Simultaneously, there was an increase in the cost of building a home. Over the last 10 to 11 years, housing costs have gone up 31 percent in Brownsville, and incomes have only risen about 16 percent. The subsidy is reducing and the gap is increasing.
At the same time, though, there was some push to get low-income folks mortgages under Duty to Serve/FHA, Fannie, Freddie, and those GSEs (government-sponsored enterprises). My thinking was: We have this problem, and this opportunity. Why don’t we apply this grow home model, which we had developed with [our disaster recovery model, RAPIDO] to this? To let people do what they’ve been doing for centuries, building houses piece by piece. Why don’t we do that in a more controlled, sustainable, healthier way for people?
When businesses in Brownsville sell high-dollar things, one of the questions is, “Can I get this on payments?” Why not use this same mindset to meet this need? Using our assets, our culture, and the economic realities. MiCASiTA came from the need, and the benefits that we have, as well as the cultural and environmental high points of our area.
KM: What is the public perception around climate change? What about the perception of the word “sustainability”? How does the perception of these words/concepts influence your work?
EO: Our families like the climate change and sustainability side; that’s what they’re looking for, something that’s sustainable. I think they like designing their own home into something that’s sustainable for them. But their main concern is having a home they can afford. We have them go through a financial security process to make sure the home is affordable, and that they can sustain their life around their home. When we talk about sustainability, that’s what’s in their thought: finances. We talk about the environment, but the main thing when they walk into our office is a home that they can afford. A home that is going to last. With our culture here, our clients buy a house, and that’s their house; they’re going to stay in it for years.
KM: What is the general feeling surrounding climate change? Like: storms are getting worse, I need to have my home be prepared—is that a common concern for folks living in particularly vulnerable flooding areas?
NMB: I think the younger generation understands the connection between climate change and shit getting worse. The older generation often thinks of it like, “Wait, we’ve had four hurricanes and I need to make sure my house isn’t going to fall over.”
EO: Yes, the older generation knows what it takes to get prepared for a storm.
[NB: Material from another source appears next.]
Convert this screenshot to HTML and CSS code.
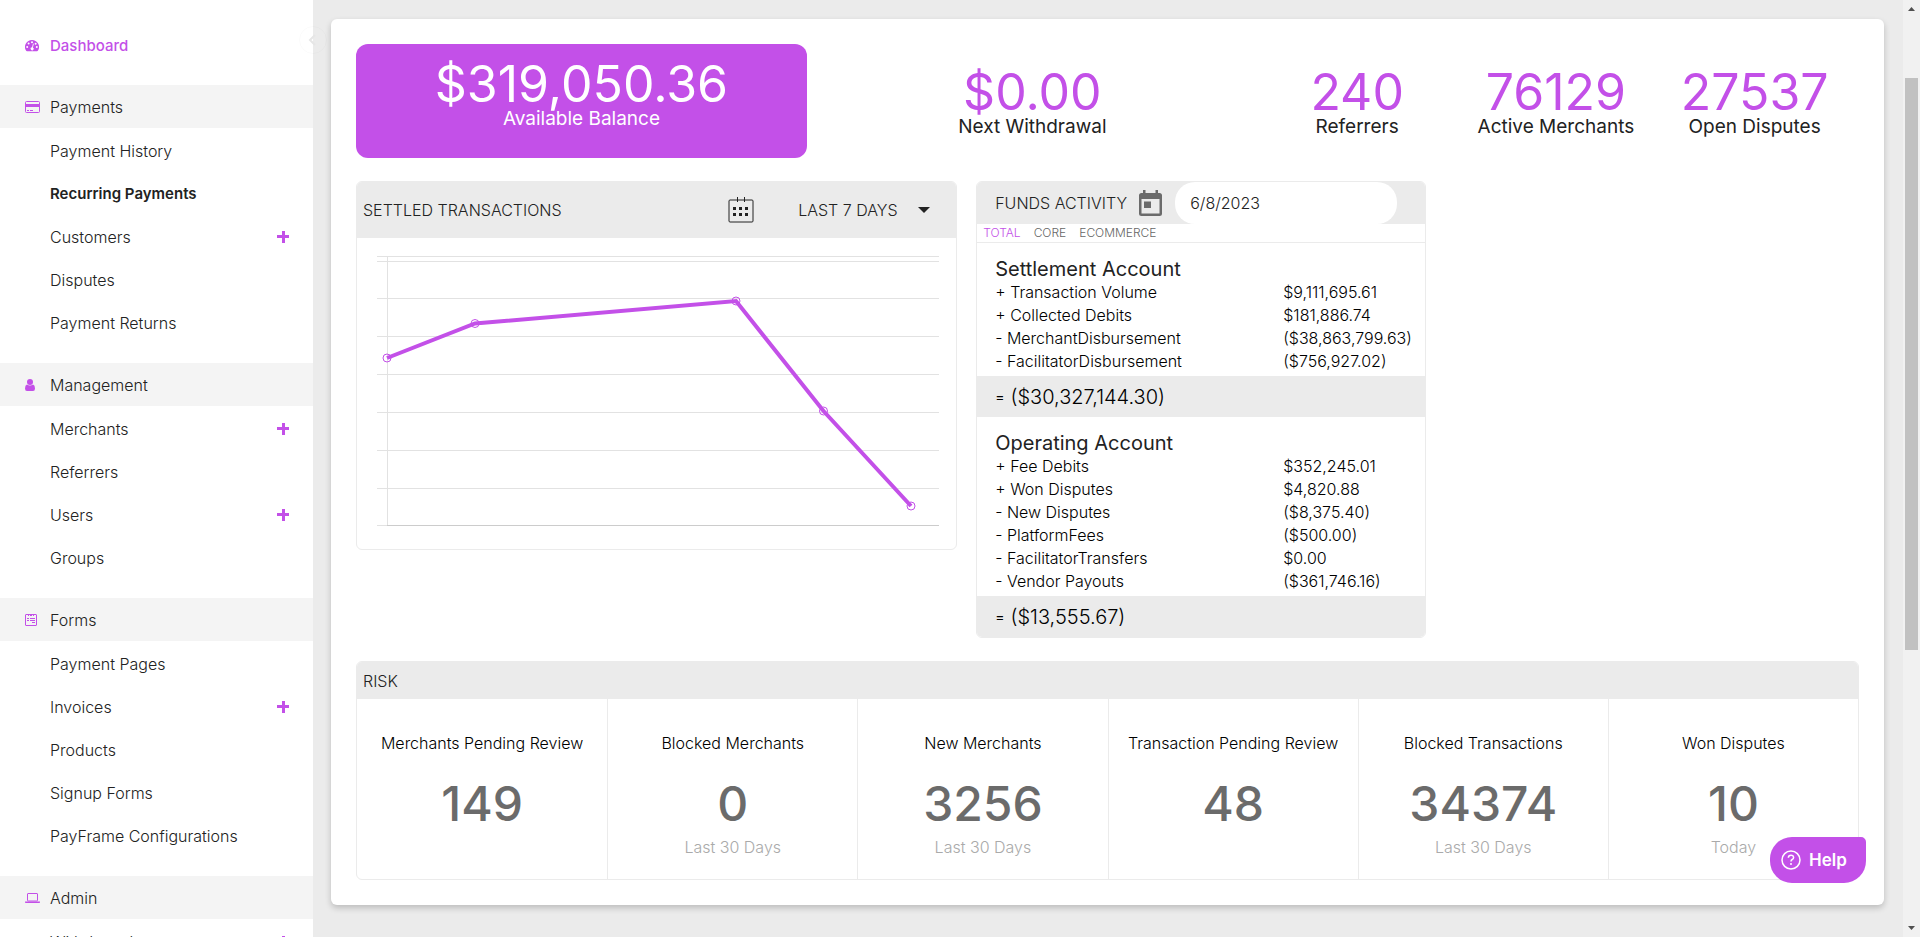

And it’s always a concern.
KM: What are the main differences between housing opportunities and challenges in the Brownsville urban core versus nearby colonias?
NMB: A city like Brownsville or any other PJ—participating jurisdiction with HUD—gets an annual allotment of money from HUD. Colonias are not part of a PJ, they’re part of the state’s PJ. So they have to divvy up way less money.
Also, in the colonias, the level of infrastructure improvement affects the affordability of that house. If you get into a colonia and there is no sewer system, we’ve got to put a septic in, or we have to make sure the sewer is installed, and that eats into the cost. In the city of Brownsville, there is already a sewer system. So that cost isn’t there.
EO: Incomes, too. Incomes in the colonias are less than in the city of Brownsville, at least to our clients. From what we see from our clients who walk through the door, you’re making 10 percent less if you live in a rural area versus the city.
NMB: Then you have a place like Cameron Park, which is a colonia, a complete donut hole in the city of Brownsville, no access from the state or from the city. The State considers it urban, not rural. And the City says it’s not in their district. They can’t get USDA money, because it’s no longer rural. So they don’t get any money. They have to contract with the City for fire and police. It’s literally in the middle of the city, but they don’t have any access to the same stuff. So it’s not just a lack of affordable housing, but it’s all these other little things that are tacked on to make their lives a little bit harder.
KM: What is needed for an organization like cdcb to be successful?
NMB: This sounds so lame, but it’s money.
EO: That’s exactly it. Money.
NMB: You get so many people coming to us with great ideas, and I always love to hear them, but we’ve already got smart people who live here in the Valley, and who work for cdcb and our partners. Just give us the money to figure out how to do this.
Increasing homeownership is easy: we just need down payment assistance. Interest rates are at 3 percent now. You can’t create a newfangled loan product better than a 30-year mortgage at 3 percent. You can’t get better than that, but the problem is getting the family into the home. How can I get $10,000 per unit for down payments so I can get somebody who makes $9 an hour—and they’re not going to get a raise, they live in the Rio Grande Valley—into a home?
EO: Incomes don’t go up, just construction prices. So how do we meet that demand? How are they going to afford a house when the construction prices go up but their incomes don’t?
NMB: We’ve got this Lantana project that is stalled because lumber prices went up. We’re not putting anything newfangled or fancy on it. The cost of constructing a house went up. But my renters’ incomes haven’t gone up.
We have to bridge that gap. But no one sees that by bridging that gap—what’s the positive impact for the community because that house was built? They do better in school, their health is better, they pay property tax, they’re shopping at the store, all these things are there. $15,000 in down payment assistance gets paid back to a community within five to six years, but we have to get people to see that.